Instagram’s pivot into complexity - pascal07
http://www.elezea.com/2013/06/instagram-video-complexity/

======
amchenault
This post makes some interesting points about the additional complexities the
Instagram team will face as they integrate video uploading, editing, and
consuming into their users' activity streams.

I think there are some interesting reasons why Instagram needed to do this
that are worth noting. Instagram's high level of user engagement is in my
experience predicated on the way it captures (1) beautiful experiences that
are (2) relevant to me (3) without the clutter of posts that are of any other
category. Facebook and Twitter are both fantastic and I use them all the time,
but Instagram is the first and last app I use every day because it is a purely
positive experience to consume.

I think there is a certain saturation point where there is a maximum number of
social apps that a person can afford to be engaged with at any point. While
the idea of Vine was appealing to me, I have resisted it because I just don't
have room to add another app into my consumption patterns. Same thing goes for
Path.

So the reason I think Instagram did the right thing in adding video, and in
fact had to, is that an app like Vine is really an extension of the same
concept that Instagram did with photos.

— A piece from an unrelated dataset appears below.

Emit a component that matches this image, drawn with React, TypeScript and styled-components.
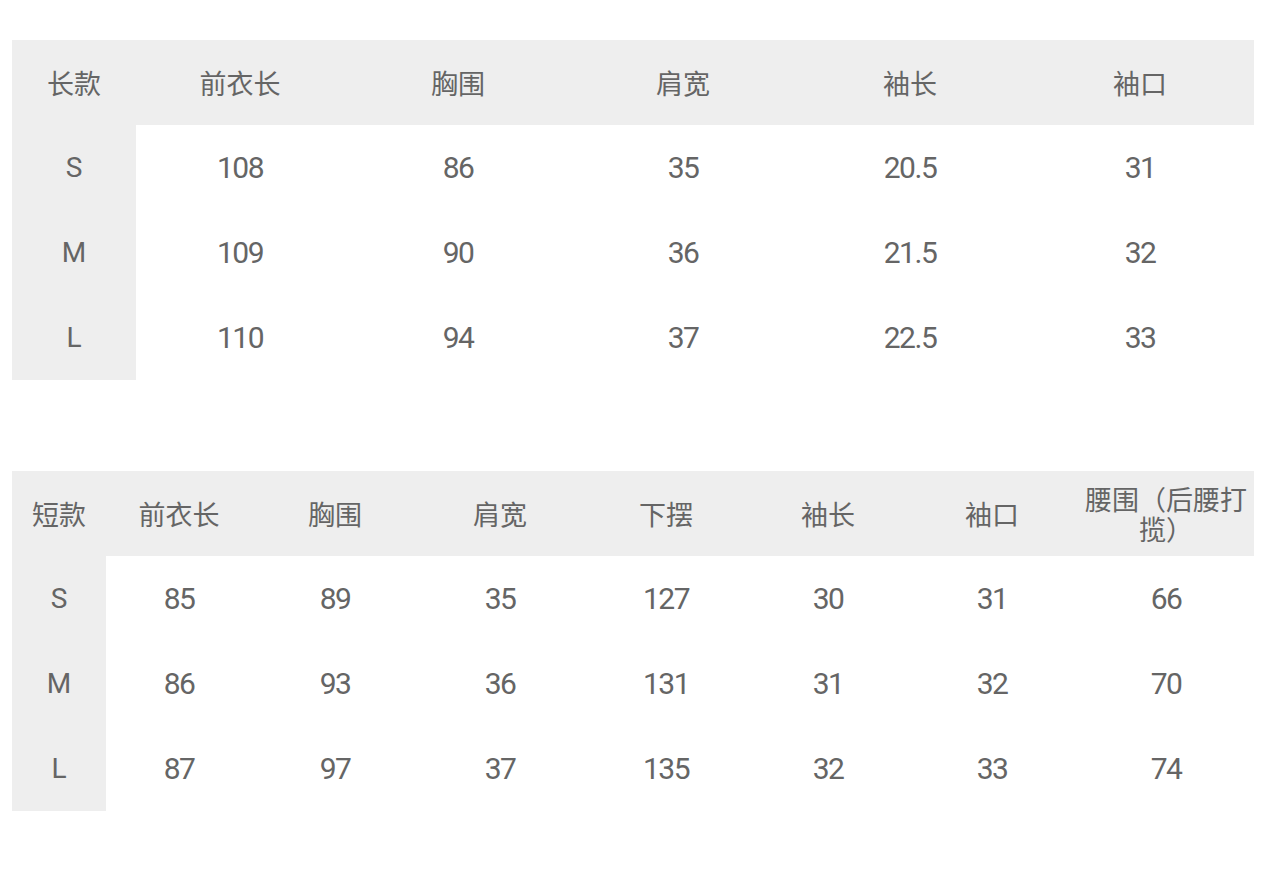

If I want to have that kind of
experience, I would prefer to do it all in one place, and so I think there was
always going to be a gravitational pull for one app to win in both of those
categories.

Vine is great, and I have no doubt they will continue to see success in the
myriad of other ways people use it that are dissimilar from Instagram. But I
think Instagram did the right and necessary thing in taking on this added
complexity.